Against Ritualism Without Conversion: The Roman Catechism and the Second Vatican Council's Sacrosanctum Concilium (§11) both insist that liturgical participation must be actuosa participatio — full, conscious, active engagement — precisely because external ritual divorced from interior conversion is the very error this psalm condemns. Pope Benedict XVI's Deus Caritas Est and his theological writings on the Eucharist return to this Psalmic insight: true worship transforms the worshipper.
For a Catholic today, this passage delivers an uncomfortable but liberating question: Am I attending Mass the way Israel offered bulls — externally correct, internally absent? The danger Psalm 50 names is not irreligion but a subtler failure: scrupulous observance of religious duty without genuine gratitude, conversion, or awareness of dependence on God.
Concretely, this means examining how we approach Sunday Mass. Do we arrive thinking we are doing God a favor? Do we "check the box" of obligation while our hearts remain elsewhere? The psalm insists that God desires the zᵉbaḥ tôdâh — a thanksgiving that acknowledges we have received everything. A practical application: before Mass, spend two minutes recalling specific gifts received that week — not generically, but concretely. Arrive as a creature who has been fed by God, not as a benefactor arriving to give. This is also a call to integrity in our prayer life: to speak words of praise and actually mean them, to make vows in prayer and actually keep them. True worship, this psalm teaches, begins before we ever enter the church door.
"If I were hungry, I would not tell you" (v. 12) The conditional is almost playful in its devastating logic. If (a hypothetical so absurd it proves the point) God experienced hunger — a condition that would imply creaturely limitation — He would not come to Israel for relief, because "the world is mine and its fullness." The phrase ûmᵉlōʾāh ("and its fullness") echoes the priestly declaration of Psalm 24:1 ("The earth is the Lord's and all that fills it"). God is not in deficit; He cannot be placed in debt by human generosity.

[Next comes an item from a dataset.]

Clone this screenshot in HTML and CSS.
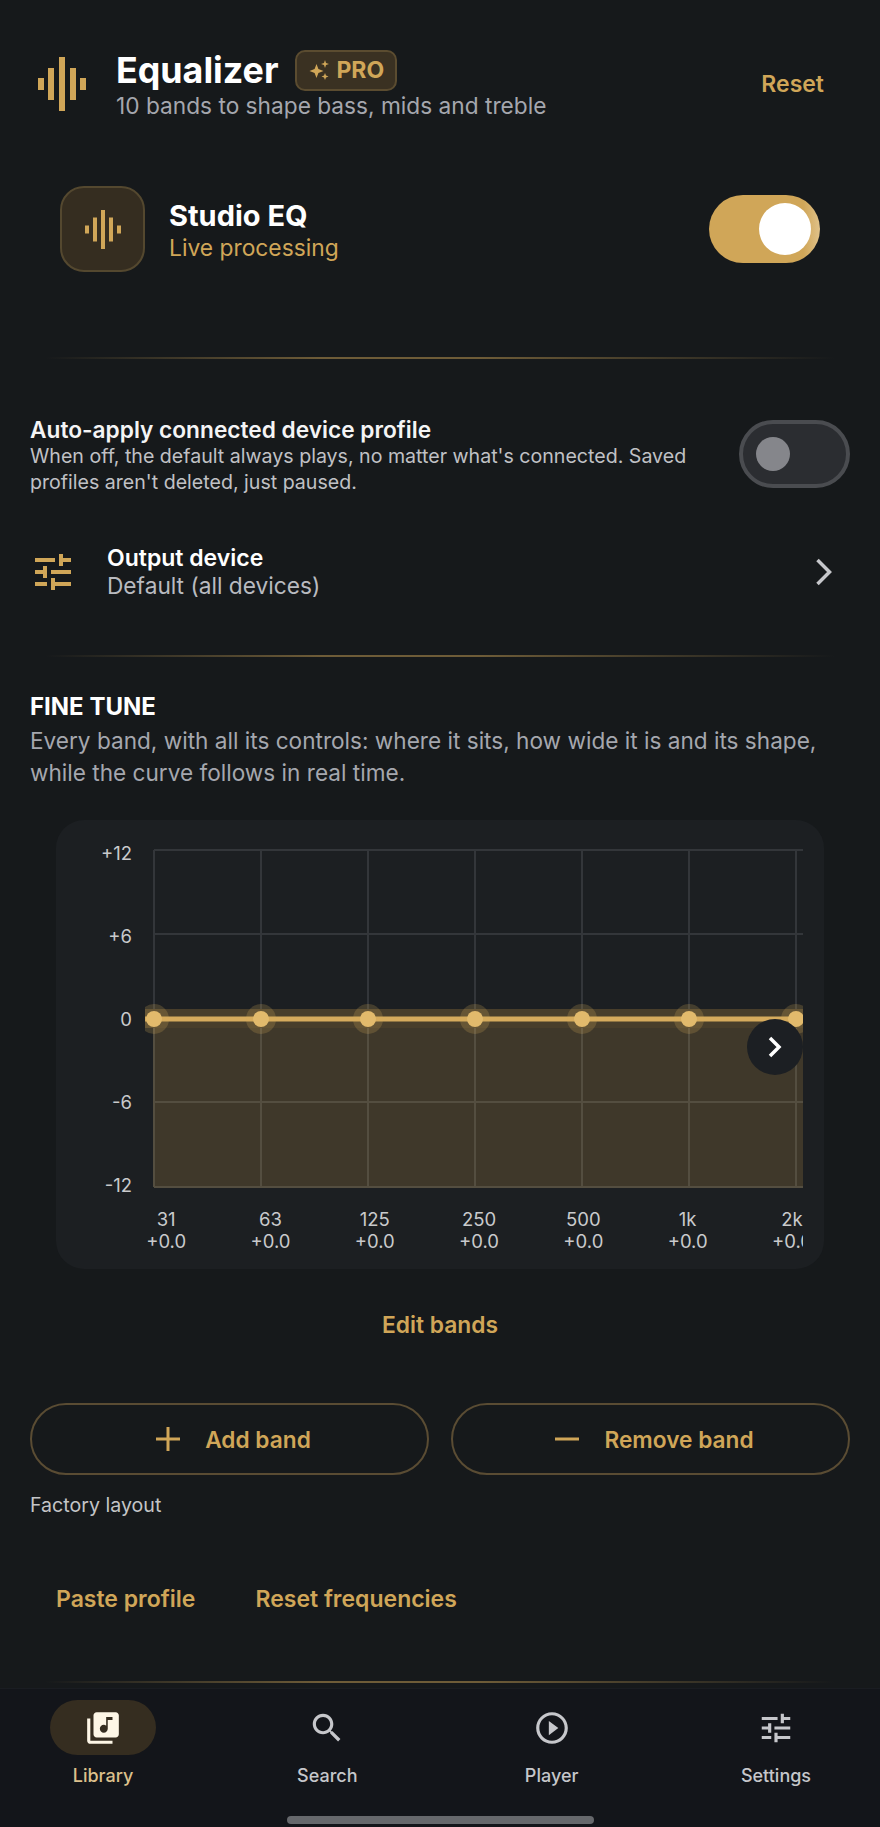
FILE: index.html
```html
<!DOCTYPE html>
<html lang="en">
<head>
    <meta charset="UTF-8">
    <meta name="viewport" content="width=device-width, initial-scale=1.0">
    <title>Equalizer</title>
    <link rel="stylesheet" href="styles.css">
</head>
<body>
    <header class="header">
        <svg class="header-icon" width="50" height="54" viewBox="0 0 50 54" fill="#d0a658">
            <rect x="1" y="21" width="6" height="12"/>
            <rect x="11" y="11" width="6" height="32"/>
            <rect x="22" y="0" width="6" height="54"/>
            <rect x="33" y="11" width="6" height="32"/>
            <rect x="43" y="21" width="6" height="12"/>
        </svg>
        <div class="header-text">
            <div class="title-row">
                <h1>Equalizer</h1>
                <span class="badge">
                    <svg width="21" height="20" viewBox="0 0 21 20" fill="#d0a658">
                        <path d="M7.5 4 9.4 9.1 14.5 11 9.4 12.9 7.5 18 5.6 12.9 .5 11 5.6 9.1Z"/>
                        <path d="M16 0 17 3 20 4 17 5 16 8 15 5 12 4 15 3Z"/>
                        <path d="M16 13 17 15.5 19.5 16.5 17 17.5 16 20 15 17.5 12.5 16.5 15 15.5Z"/>
                    </svg>
                    PRO
                </span>
            </div>
            <p class="subtitle">10 bands to shape bass, mids and treble</p>
        </div>
        <a class="link reset">Reset</a>
    </header>

    <section class="hero">
        <div class="hero-icon">
            <svg width="36" height="39" viewBox="0 0 36 39" fill="#d0a658">
                <rect x="0" y="15.5" width="4" height="8"/>
                <rect x="8" y="7.5" width="4" height="24"/>
                <rect x="16" y="0" width="4" height="39"/>
                <rect x="24" y="7.5" width="4" height="24"/>
                <rect x="32" y="15.5" width="4" height="8"/>
            </svg>
        </div>
        <div class="hero-text">
            <div class="hero-title">Studio EQ</div>
            <div class="hero-sub">Live processing</div>
        </div>
        <div class="toggle toggle-on"><span class="thumb"></span></div>
    </section>

    <div class="divider divider-first"></div>

    <section class="auto-row">
        <div class="auto-text">
            <div class="auto-title">Auto-apply connected device profile</div>
            <p>When off, the default always plays, no matter what's connected. Saved profiles aren't deleted, just paused.</p>
        </div>
        <div class="toggle toggle-off"><span class="thumb"></span></div>
    </section>

    <section class="output-row">
        <svg width="48" height="48" viewBox="0 0 24 24" fill="#d0a658">
            <path d="M3 17v2h6v-2H3zM3 5v2h10V5H3zm10 16v-2h8v-2h-8v-2h-2v6h2zM7 9v2H3v2h4v2h2V9H7zm14 4v-2H11v2h10zm-6-4h2V7h4V5h-4V3h-2v6z"/>
        </svg>
        <div class="output-text">
            <div class="output-title">Output device</div>
            <div class="output-sub">Default (all devices)</div>
        </div>
        <svg class="output-chevron" width="18" height="28" viewBox="0 0 18 28" fill="none" stroke="#c6c7cb" stroke-width="3.5">
            <path d="M2.5 2 14.5 14 2.5 26"/>
        </svg>
    </section>

    <div class="divider divider-second"></div>

    <section class="fine">
        <h2>FINE TUNE</h2>
        <p>Every band, with all its controls: where it sits, how wide it is and its shape, while the curve follows in real time.</p>
    </section>

    <section class="card">
        <div class="chart">
            <div class="y-axis">
                <span>+12</span>
                <span>+6</span>
                <span>0</span>
                <span>-6</span>
                <span>-12</span>
            </div>
            <div class="plot">
                <svg width="658" height="354" viewBox="0 0 658 354">
                    <rect x="9" y="177" width="649" height="168" fill="#3f382a"/>
                    <rect x="0" y="167" width="658" height="19" fill="#483e2b"/>
                    <g stroke="#33363a" stroke-width="2">
                        <path d="M9 8H658M9 92H658"/>
                        <path d="M9 260H658M9 345H658" stroke="#544e40"/>
                        <path d="M9 8V167M116 8V167M223 8V167M330 8V167M437 8V167M544 8V167M651 8V167"/>
                        <path d="M9 186V345M116 186V345M223 186V345M330 186V345M437 186V345M544 186V345M651 186V345" stroke="#544e40"/>
                    </g>
                    <path d="M0 177H658" stroke="#d6ab5d" stroke-width="5"/>
                    <g fill="#d6ab5d" fill-opacity=".22">
                        <circle cx="9" cy="177" r="15"/>
                        <circle cx="116" cy="177" r="15"/>
                        <circle cx="223" cy="177" r="15"/>
                        <circle cx="330" cy="177" r="15"/>
                        <circle cx="437" cy="177" r="15"/>
                        <circle cx="544" cy="177" r="15"/>
                        <circle cx="651" cy="177" r="15"/>
                    </g>
                    <g fill="#e2ba6c">
                        <circle cx="9" cy="177" r="8"/>
                        <circle cx="116" cy="177" r="8"/>
                        <circle cx="223" cy="177" r="8"/>
                        <circle cx="330" cy="177" r="8"/>
                        <circle cx="437" cy="177" r="8"/>
                        <circle cx="544" cy="177" r="8"/>
                        <circle cx="651" cy="177" r="8"/>
                    </g>
                </svg>
                <button class="scroll-btn">
                    <svg width="16" height="24" viewBox="0 0 16 24" fill="none" stroke="#fff" stroke-width="3.5">
                        <path d="M3 3 12 12 3 21"/>
                    </svg>
                </button>
            </div>
        </div>
        <div class="freqs">
            <div class="freq">31<br>+0.0</div>
            <div class="freq">63<br>+0.0</div>
            <div class="freq">125<br>+0.0</div>
            <div class="freq">250<br>+0.0</div>
            <div class="freq">500<br>+0.0</div>
            <div class="freq">1k<br>+0.0</div>
            <div class="freq">2k<br>+0.0</div>
        </div>
    </section>

    <a class="link edit-bands">Edit bands</a>

    <div class="band-buttons">
        <button class="band-btn">
            <svg width="24" height="24" viewBox="0 0 24 24" fill="#d0a658"><path d="M10.5 0h3v10.5H24v3H13.5V24h-3V13.5H0v-3h10.5z"/></svg>
            Add band
        </button>
        <button class="band-btn">
            <svg width="24" height="24" viewBox="0 0 24 24" fill="#d0a658"><path d="M0 10.5h24v3H0z"/></svg>
            Remove band
        </button>
    </div>

    <div class="layout-name">Factory layout</div>

    <div class="actions">
        <a class="link">Paste profile</a>
        <a class="link">Reset frequencies</a>
    </div>

    <div class="divider divider-nav"></div>

    <nav class="nav">
        <div class="nav-items">
            <div class="nav-item active">
                <span class="nav-icon">
                    <svg width="38" height="38" viewBox="0 0 24 24" fill="#fdf6e6"><path d="M20 2H8c-1.1 0-2 .9-2 2v12c0 1.1.9 2 2 2h12c1.1 0 2-.9 2-2V4c0-1.1-.9-2-2-2zm-2 5h-3v5.5c0 1.38-1.12 2.5-2.5 2.5S10 13.88 10 12.5s1.12-2.5 2.5-2.5c.57 0 1.08.19 1.5.51V5h4v2zM4 6H2v14c0 1.1.9 2 2 2h14v-2H4V6z"/></svg>
                </span>
                Library
            </div>
            <div class="nav-item">
                <span class="nav-icon">
                    <svg width="38" height="38" viewBox="0 0 24 24" fill="#c6c7cb"><path d="M15.5 14h-.79l-.28-.27C15.41 12.59 16 11.11 16 9.5 16 5.91 13.09 3 9.5 3S3 5.91 3 9.5 5.91 16 9.5 16c1.61 0 3.09-.59 4.23-1.57l.27.28v.79l5 4.99L20.49 19l-4.99-5zm-6 0C7.01 14 5 11.99 5 9.5S7.01 5 9.5 5 14 7.01 14 9.5 11.99 14 9.5 14z"/></svg>
                </span>
                Search
            </div>
            <div class="nav-item">
                <span class="nav-icon">
                    <svg width="38" height="38" viewBox="0 0 24 24" fill="#c6c7cb"><path d="M10 16.5l6-4.5-6-4.5v9zM12 2C6.48 2 2 6.48 2 12s4.48 10 10 10 10-4.48 10-10S17.52 2 12 2zm0 18c-4.41 0-8-3.59-8-8s3.59-8 8-8 8 3.59 8 8-3.59 8-8 8z"/></svg>
                </span>
                Player
            </div>
            <div class="nav-item">
                <span class="nav-icon">
                    <svg width="38" height="38" viewBox="0 0 24 24" fill="#c6c7cb"><path d="M3 17v2h6v-2H3zM3 5v2h10V5H3zm10 16v-2h8v-2h-8v-2h-2v6h2zM7 9v2H3v2h4v2h2V9H7zm14 4v-2H11v2h10zm-6-4h2V7h4V5h-4V3h-2v6z"/></svg>
                </span>
                Settings
            </div>
        </div>
        <div class="home-bar"></div>
    </nav>
</body>
</html>
```

FILE: styles.css
```css
* {
    box-sizing: border-box;
}

body {
    margin: 0;
    height: 1827px;
    overflow: hidden;
    background: #16191b;
    color: #fff;
    font-family: Inter, sans-serif;
}

h1, h2, p {
    margin: 0;
}

.link {
    color: #d0a658;
    font-size: 23px;
    line-height: 28px;
    font-weight: 600;
}

/* header */
.header {
    display: flex;
    align-items: center;
    height: 70px;
    margin-top: 49px;
    padding: 0 56px 0 37px;
}

.header-text {
    margin-left: 29px;
    flex: 1;
}

.title-row {
    display: flex;
    align-items: center;
    gap: 17px;
    height: 42px;
}

h1 {
    font-size: 35.8px;
    line-height: 42px;
    font-weight: 700;
}

.badge {
    display: flex;
    align-items: center;
    gap: 6px;
    height: 41px;
    padding: 0 11px 0 12px;
    background: #3a3122;
    border: 2px solid #5b4c30;
    border-radius: 10px;
    color: #d0a658;
    font-size: 23px;
    font-weight: 700;
}

.subtitle {
    margin-top: 2px;
    font-size: 22.7px;
    line-height: 26px;
    color: #a5a7ae;
}

/* studio row */
.hero {
    display: flex;
    align-items: center;
    margin-top: 67px;
    padding: 0 60px;
}

.hero-icon {
    display: flex;
    align-items: center;
    justify-content: center;
    width: 85px;
    height: 86px;
    background: #352d20;
    border: 2px solid #54482f;
    border-radius: 24px;
}

.hero-text {
    margin-left: 24px;
    flex: 1;
}

.hero-title {
    margin-top: 2px;
    font-size: 29px;
    line-height: 36px;
    font-weight: 700;
}

.hero-sub {
    font-size: 22.8px;
    line-height: 28px;
    color: #d0a658;
}

.toggle {
    display: flex;
    align-items: center;
    flex: none;
    width: 111px;
    height: 68px;
    border-radius: 34px;
}

.toggle-on {
    justify-content: flex-end;
    padding-right: 9px;
    background: linear-gradient(to right, #d0a658 85%, #e0c28a);
}

.toggle-on .thumb {
    width: 52px;
    height: 52px;
    background: #fff;
}

.toggle-off {
    margin-top: 3px;
    padding-left: 13px;
    background: #2b2d31;
    border: 4px solid #4a4c50;
}

.toggle-off .thumb {
    width: 34px;
    height: 34px;
    background: #85868b;
}

.thumb {
    border-radius: 50%;
}

.divider {
    height: 2px;
    margin: 0 45px;
    background: linear-gradient(to right, transparent, #6e5c38 35%, #6e5c38 55%, transparent);
}

.divider-first {
    margin-top: 85px;
}

.divider-second {
    margin-top: 56px;
}

/* settings rows */
.auto-row {
    display: flex;
    align-items: flex-start;
    justify-content: space-between;
    margin-top: 58px;
    padding: 0 30px;
}

.auto-text {
    width: 680px;
}

.auto-title {
    font-size: 22.7px;
    line-height: 26px;
    font-weight: 600;
    color: #f4f4f5;
}

.auto-text p {
    font-size: 19.6px;
    line-height: 26px;
    color: #c0c1c5;
}

.output-row {
    display: flex;
    align-items: center;
    margin-top: 50px;
    padding: 0 47px 0 29px;
}

.output-text {
    margin-left: 30px;
    flex: 1;
}

.output-title {
    font-size: 23px;
    line-height: 27px;
    font-weight: 600;
}

.output-sub {
    font-size: 22.7px;
    line-height: 27px;
    color: #b9bbc0;
}

/* fine tune */
.fine {
    margin-top: 36px;
    padding: 0 30px;
}

h2 {
    font-size: 24px;
    line-height: 28px;
    font-weight: 700;
}

.fine p {
    margin-top: 4px;
    font-size: 22.6px;
    line-height: 32px;
    color: #a5a7ae;
}

.card {
    height: 449px;
    margin: 31px 56px 0;
    padding-top: 22px;
    background: #1c1f22;
    border-radius: 28px;
}

.chart {
    display: flex;
    height: 354px;
}

.y-axis {
    display: flex;
    flex-direction: column;
    justify-content: space-between;
    width: 76px;
    text-align: right;
    font-size: 18.5px;
    line-height: 22px;
    color: #c9cacc;
}

.plot {
    position: relative;
    width: 658px;
    height: 354px;
    margin-left: 13px;
    overflow: hidden;
}

.plot svg {
    display: block;
}

.scroll-btn {
    position: absolute;
    top: 177px;
    right: 0;
    display: flex;
    align-items: center;
    justify-content: center;
    width: 56px;
    height: 56px;
    padding: 0;
    background: #1c1f23;
    border: none;
    border-radius: 50%;
}

.freqs {
    display: flex;
    width: 689px;
    margin: 12px 0 0 58px;
    overflow: hidden;
}

.freq {
    flex: none;
    width: 104.3px;
    text-align: center;
    font-size: 18.5px;
    line-height: 22px;
    color: #c9cacc;
}

/* buttons under the chart */
.edit-bands {
    display: block;
    margin-top: 42px;
    text-align: center;
    font-size: 22.8px;
}

.band-buttons {
    display: flex;
    gap: 22px;
    margin-top: 64px;
    padding: 0 30px;
}

.band-btn {
    display: flex;
    align-items: center;
    justify-content: center;
    gap: 25px;
    flex: 1;
    height: 72px;
    padding: 0 0 0 8px;
    background: none;
    border: 2px solid #5a4c33;
    border-radius: 36px;
    color: #d0a658;
    font-family: inherit;
    font-size: 22.7px;
    font-weight: 600;
}

.layout-name {
    margin-top: 18px;
    padding-left: 30px;
    font-size: 19.6px;
    line-height: 24px;
    color: #c4c5c7;
}

.actions {
    display: flex;
    gap: 60px;
    margin-top: 68px;
    padding-left: 56px;
}

.divider-nav {
    margin-top: 68px;
}

/* bottom nav */
.nav {
    height: 139px;
    margin-top: 5px;
    padding-top: 11px;
    background: #13151a;
    border-top: 1px solid #1a1d22;
}

.nav-items {
    display: flex;
    justify-content: space-between;
    padding: 0 51px 0 50px;
}

.nav-item {
    width: 106px;
    text-align: center;
    font-size: 18px;
    line-height: 22px;
    font-weight: 500;
    color: #c6c7cb;
}

.nav-item.active {
    color: #dcc08c;
}

.nav-icon {
    display: flex;
    align-items: center;
    justify-content: center;
    height: 55px;
    margin-bottom: 10px;
    border-radius: 28px;
}

.active .nav-icon {
    background: #352d20;
}

.home-bar {
    width: 307px;
    height: 8px;
    margin: 29px auto 0;
    background: #66686c;
    border-radius: 4px;
}
```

"Will I eat the meat of bulls?" (v. 13) The rhetorical question, expecting an emphatic negative, draws the sharpest possible contrast with ancient Near Eastern religion. Mesopotamian and Canaanite gods were depicted as literally dining on sacrificial meals. Israel's God is categorically different. This verse is a polemic embedded in a psalm — worship is being purified by theology. To offer sacrifice as if God metabolized it would be, functionally, to worship an idol.
"Offer to God the sacrifice of thanksgiving" (v. 14) The pivot. Having demolished the false theology, God reveals what He truly desires: zᵉbaḥ tôdâh — the "sacrifice of thanksgiving." This is not the abolition of external worship but its transformation. The tôdâh offering was a specific peace-offering accompanied by hymns of praise and a shared meal; it was the most relational and communal of the sacrificial forms. God is not demanding less religion — He is demanding truer religion: worship animated by gratitude, awareness of dependence, and interior truth. The verse continues in the fuller text with "pay your vows to the Most High," tying this interior transformation to fidelity in covenant promises.